In a move that harkens back to the days of recycled World War II torpedo bombers sheep-dipped as close air support planes, the Navy intends to field a limited number of turbo-prop attack planes outfitted with the most modern surveillance, tracking and weapons systems to help special ops forces keep track of bad guys and, in a pinch, put warheads on foreheads.

Call it an AH-1 Skyraider on steroids – a “Back to the Future”-resurrection of a kind of plane last seen pounding enemy positions with rockets, guns and bombs over Vietnam, Cambodia and Laos in the 1960s.

Code named “Imminent Fury,” the classified, year-long program has so far produced one fully-outfitted plane and is set to field four more to directly support SEALs and other operators on the battlefield in Afghanistan.

According to a source close to the program who declined to be named, the Navy has leased an EMB-314 Super Tucano for the job. Made by the Brazilian aerospace company Embraer, it is now being tested on desert ranges in California and the service’s top test facility at Patuxent River Naval Air Station, Md. The Navy loaded it up with sensors and weapons systems that “would make an F-16 pilot blush,” the source said.

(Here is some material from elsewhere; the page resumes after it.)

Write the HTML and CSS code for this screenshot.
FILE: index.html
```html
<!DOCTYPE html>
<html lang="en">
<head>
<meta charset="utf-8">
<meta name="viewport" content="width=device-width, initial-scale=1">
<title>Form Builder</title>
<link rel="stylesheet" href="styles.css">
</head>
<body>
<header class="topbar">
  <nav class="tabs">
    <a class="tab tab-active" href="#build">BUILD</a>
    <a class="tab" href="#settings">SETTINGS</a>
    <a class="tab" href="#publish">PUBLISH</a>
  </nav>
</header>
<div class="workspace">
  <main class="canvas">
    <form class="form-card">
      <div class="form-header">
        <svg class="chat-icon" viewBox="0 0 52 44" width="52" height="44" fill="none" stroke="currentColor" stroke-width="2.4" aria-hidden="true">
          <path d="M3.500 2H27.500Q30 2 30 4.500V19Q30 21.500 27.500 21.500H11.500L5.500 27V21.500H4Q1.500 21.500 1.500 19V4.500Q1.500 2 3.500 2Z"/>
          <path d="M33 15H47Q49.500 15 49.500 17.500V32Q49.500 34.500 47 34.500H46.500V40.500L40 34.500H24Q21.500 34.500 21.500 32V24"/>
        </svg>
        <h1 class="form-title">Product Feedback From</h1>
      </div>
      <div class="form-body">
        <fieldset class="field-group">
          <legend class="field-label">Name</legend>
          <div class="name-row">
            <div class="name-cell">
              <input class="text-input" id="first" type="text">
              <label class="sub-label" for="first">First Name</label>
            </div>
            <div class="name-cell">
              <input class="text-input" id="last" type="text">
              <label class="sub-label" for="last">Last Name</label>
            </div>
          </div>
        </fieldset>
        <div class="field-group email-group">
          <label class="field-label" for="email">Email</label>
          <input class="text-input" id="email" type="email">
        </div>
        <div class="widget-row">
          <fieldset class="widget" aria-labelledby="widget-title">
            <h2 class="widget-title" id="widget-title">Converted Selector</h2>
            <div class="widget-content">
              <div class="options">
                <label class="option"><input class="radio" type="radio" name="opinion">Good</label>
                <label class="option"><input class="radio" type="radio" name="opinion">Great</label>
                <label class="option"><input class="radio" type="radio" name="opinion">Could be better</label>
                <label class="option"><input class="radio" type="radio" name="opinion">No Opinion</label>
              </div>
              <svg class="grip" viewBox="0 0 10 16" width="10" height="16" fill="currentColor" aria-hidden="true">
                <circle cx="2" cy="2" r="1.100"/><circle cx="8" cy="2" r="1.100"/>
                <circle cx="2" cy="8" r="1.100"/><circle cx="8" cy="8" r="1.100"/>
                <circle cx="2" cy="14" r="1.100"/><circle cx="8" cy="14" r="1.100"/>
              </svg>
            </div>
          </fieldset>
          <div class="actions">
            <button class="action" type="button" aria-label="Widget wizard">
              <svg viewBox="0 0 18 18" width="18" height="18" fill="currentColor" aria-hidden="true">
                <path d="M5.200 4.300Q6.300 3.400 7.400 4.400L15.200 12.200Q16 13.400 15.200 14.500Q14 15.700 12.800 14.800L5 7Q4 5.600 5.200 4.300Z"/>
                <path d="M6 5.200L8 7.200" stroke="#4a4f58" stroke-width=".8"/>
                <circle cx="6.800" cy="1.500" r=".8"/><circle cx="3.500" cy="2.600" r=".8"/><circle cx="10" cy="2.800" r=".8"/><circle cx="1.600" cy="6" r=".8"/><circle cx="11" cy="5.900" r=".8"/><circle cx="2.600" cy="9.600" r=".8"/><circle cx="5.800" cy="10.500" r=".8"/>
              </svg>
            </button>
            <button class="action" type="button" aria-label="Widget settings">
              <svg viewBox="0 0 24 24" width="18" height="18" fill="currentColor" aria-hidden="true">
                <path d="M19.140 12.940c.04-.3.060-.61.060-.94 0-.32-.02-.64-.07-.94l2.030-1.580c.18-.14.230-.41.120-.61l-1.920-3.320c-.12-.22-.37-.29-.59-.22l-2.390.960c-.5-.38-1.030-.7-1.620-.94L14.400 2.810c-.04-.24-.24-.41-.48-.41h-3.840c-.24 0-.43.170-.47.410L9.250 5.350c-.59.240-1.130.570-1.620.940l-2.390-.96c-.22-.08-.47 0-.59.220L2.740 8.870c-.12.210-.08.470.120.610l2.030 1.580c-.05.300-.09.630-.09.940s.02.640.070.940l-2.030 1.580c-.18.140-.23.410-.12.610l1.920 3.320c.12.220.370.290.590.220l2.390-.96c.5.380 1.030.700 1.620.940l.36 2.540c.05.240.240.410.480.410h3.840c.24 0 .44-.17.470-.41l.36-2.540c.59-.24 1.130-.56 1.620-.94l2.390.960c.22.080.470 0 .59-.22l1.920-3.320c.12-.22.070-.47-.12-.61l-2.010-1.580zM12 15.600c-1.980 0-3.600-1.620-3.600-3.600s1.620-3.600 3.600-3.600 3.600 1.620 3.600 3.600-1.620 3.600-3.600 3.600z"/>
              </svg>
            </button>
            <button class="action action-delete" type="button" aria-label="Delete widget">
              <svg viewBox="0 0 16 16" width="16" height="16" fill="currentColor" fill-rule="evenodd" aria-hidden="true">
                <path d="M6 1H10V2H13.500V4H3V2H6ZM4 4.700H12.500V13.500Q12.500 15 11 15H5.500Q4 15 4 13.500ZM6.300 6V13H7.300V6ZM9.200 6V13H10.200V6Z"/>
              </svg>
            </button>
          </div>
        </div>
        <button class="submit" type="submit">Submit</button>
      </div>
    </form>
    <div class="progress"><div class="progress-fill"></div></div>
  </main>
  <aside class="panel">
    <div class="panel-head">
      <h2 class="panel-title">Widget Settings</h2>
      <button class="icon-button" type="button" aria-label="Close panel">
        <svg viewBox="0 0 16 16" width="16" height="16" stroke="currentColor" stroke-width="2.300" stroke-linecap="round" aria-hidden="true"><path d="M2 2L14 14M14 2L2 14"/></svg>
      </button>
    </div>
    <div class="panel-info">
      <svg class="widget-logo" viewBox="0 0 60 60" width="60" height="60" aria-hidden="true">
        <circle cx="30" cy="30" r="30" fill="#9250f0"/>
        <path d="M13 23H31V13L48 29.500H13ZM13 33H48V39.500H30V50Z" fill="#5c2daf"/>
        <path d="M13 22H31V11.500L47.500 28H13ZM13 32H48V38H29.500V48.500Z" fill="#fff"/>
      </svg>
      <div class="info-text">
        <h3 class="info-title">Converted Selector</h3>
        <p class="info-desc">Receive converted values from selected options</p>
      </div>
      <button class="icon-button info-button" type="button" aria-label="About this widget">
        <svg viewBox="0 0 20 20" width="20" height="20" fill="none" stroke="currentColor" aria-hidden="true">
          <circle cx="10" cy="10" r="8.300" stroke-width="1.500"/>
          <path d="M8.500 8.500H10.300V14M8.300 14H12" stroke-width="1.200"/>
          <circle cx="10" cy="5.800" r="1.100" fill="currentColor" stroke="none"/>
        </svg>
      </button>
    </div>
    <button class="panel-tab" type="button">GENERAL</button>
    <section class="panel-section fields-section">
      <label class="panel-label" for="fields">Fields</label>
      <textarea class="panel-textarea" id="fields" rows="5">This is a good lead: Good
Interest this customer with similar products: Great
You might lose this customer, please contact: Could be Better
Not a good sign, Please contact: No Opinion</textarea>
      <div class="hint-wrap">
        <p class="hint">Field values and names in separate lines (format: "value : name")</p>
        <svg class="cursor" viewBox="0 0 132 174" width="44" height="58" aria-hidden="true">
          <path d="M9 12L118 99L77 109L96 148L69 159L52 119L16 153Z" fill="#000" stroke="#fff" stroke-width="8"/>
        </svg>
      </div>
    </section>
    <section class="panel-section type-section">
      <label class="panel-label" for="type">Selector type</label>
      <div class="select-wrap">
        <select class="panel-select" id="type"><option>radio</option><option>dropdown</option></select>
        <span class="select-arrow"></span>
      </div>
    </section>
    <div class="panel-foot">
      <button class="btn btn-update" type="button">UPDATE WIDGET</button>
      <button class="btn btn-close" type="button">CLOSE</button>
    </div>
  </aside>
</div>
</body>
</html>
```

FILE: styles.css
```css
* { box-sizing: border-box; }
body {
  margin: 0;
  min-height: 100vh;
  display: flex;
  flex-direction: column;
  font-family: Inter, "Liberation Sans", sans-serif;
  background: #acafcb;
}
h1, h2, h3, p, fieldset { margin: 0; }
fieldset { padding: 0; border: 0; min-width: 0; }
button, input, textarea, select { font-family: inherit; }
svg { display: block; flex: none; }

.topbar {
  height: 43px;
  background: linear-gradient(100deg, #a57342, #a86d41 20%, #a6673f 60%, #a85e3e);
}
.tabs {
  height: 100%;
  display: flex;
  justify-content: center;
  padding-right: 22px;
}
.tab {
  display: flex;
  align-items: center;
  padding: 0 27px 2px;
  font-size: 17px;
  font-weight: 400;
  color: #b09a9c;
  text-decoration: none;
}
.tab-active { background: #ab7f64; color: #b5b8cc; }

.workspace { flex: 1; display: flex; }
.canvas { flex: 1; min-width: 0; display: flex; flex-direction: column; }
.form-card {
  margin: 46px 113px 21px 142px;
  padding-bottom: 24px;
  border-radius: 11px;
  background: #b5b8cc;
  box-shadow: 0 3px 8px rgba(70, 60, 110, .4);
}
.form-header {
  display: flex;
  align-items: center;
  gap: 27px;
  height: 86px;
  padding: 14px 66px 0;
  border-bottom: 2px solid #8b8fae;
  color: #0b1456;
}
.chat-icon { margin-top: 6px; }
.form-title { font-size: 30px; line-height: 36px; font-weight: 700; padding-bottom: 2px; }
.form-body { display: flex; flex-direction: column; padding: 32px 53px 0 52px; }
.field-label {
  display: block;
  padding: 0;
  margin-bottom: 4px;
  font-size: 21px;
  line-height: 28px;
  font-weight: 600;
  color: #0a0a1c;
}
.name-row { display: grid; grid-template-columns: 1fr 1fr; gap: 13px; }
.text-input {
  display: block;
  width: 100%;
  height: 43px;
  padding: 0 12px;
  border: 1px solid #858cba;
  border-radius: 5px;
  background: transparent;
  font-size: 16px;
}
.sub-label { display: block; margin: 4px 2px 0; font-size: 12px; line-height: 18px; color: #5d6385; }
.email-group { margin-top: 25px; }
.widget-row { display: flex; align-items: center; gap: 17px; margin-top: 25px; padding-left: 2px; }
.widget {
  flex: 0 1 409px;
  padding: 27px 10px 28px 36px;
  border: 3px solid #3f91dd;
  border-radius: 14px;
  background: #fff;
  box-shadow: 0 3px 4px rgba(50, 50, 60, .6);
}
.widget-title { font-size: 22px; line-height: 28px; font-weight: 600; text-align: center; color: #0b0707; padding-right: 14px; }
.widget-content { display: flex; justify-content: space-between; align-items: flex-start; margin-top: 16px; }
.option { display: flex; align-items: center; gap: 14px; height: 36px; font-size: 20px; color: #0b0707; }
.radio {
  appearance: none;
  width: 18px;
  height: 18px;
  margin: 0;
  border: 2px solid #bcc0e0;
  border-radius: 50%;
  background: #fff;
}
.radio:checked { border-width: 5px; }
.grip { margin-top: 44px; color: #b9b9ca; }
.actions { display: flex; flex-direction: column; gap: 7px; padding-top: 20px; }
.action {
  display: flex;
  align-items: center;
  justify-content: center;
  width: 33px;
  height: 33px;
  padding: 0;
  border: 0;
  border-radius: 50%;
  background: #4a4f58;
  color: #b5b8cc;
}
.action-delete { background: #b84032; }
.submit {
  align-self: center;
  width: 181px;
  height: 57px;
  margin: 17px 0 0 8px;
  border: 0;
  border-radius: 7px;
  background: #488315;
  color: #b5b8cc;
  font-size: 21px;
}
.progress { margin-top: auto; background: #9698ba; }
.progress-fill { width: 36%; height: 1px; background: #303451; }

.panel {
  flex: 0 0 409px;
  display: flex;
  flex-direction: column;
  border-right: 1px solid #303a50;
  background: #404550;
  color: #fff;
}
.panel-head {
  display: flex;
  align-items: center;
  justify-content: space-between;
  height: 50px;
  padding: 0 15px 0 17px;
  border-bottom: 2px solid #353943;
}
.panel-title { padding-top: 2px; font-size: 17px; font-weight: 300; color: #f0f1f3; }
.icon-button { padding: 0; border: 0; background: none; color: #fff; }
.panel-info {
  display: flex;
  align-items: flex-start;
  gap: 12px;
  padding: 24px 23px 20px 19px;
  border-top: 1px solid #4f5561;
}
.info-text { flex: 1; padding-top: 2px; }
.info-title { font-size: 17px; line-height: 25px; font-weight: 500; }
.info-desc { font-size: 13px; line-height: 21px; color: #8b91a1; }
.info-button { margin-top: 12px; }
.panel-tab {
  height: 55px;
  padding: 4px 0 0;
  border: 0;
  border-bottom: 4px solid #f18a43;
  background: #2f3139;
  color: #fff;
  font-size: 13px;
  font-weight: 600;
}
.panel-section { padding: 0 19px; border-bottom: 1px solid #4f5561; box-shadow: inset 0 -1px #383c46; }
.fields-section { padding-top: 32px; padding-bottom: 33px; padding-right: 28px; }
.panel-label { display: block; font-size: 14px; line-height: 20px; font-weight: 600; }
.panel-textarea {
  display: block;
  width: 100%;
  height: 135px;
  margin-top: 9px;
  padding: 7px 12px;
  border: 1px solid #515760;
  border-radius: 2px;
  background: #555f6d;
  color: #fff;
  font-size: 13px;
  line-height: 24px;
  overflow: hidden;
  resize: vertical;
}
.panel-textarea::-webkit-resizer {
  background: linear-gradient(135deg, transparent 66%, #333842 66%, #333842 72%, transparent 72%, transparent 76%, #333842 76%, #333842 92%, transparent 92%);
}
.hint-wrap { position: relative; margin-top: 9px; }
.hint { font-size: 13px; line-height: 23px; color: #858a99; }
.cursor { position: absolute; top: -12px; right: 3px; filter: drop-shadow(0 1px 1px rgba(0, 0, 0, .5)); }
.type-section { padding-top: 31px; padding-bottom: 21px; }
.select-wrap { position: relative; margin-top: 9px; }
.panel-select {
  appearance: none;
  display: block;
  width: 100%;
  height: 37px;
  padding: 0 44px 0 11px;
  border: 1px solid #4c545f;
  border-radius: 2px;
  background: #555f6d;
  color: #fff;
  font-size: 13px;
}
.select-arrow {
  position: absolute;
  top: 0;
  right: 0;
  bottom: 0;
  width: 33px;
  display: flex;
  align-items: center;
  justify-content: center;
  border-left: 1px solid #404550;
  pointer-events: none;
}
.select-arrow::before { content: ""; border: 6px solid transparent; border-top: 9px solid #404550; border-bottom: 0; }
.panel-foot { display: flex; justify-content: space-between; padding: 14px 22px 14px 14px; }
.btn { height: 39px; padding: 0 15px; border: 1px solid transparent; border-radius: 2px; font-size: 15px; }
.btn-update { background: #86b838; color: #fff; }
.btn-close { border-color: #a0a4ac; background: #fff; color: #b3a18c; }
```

With top end electro-optical and infrared sensors, laser and GPS-guided bombs, rockets, twin .50 cal. machine guns, encrypted radios – and even the capability to tie in UAV surveillance feeds – the Super Tucano outfitted for the SEALs is a ground-pounder’s angel from above.

Military.com contacted the Navy for comment on this story, but despite a detailed public briefing on the program in March by a high-ranking program official, the service declined to elaborate on the program other than to say in a written statement: “Imminent Fury is a classified Navy initiative to address urgent warfighter needs. Initial developmental testing has been promising and the Navy is currently conducting discussions with our Joint partners on various courses of action as this initiative moves forward.”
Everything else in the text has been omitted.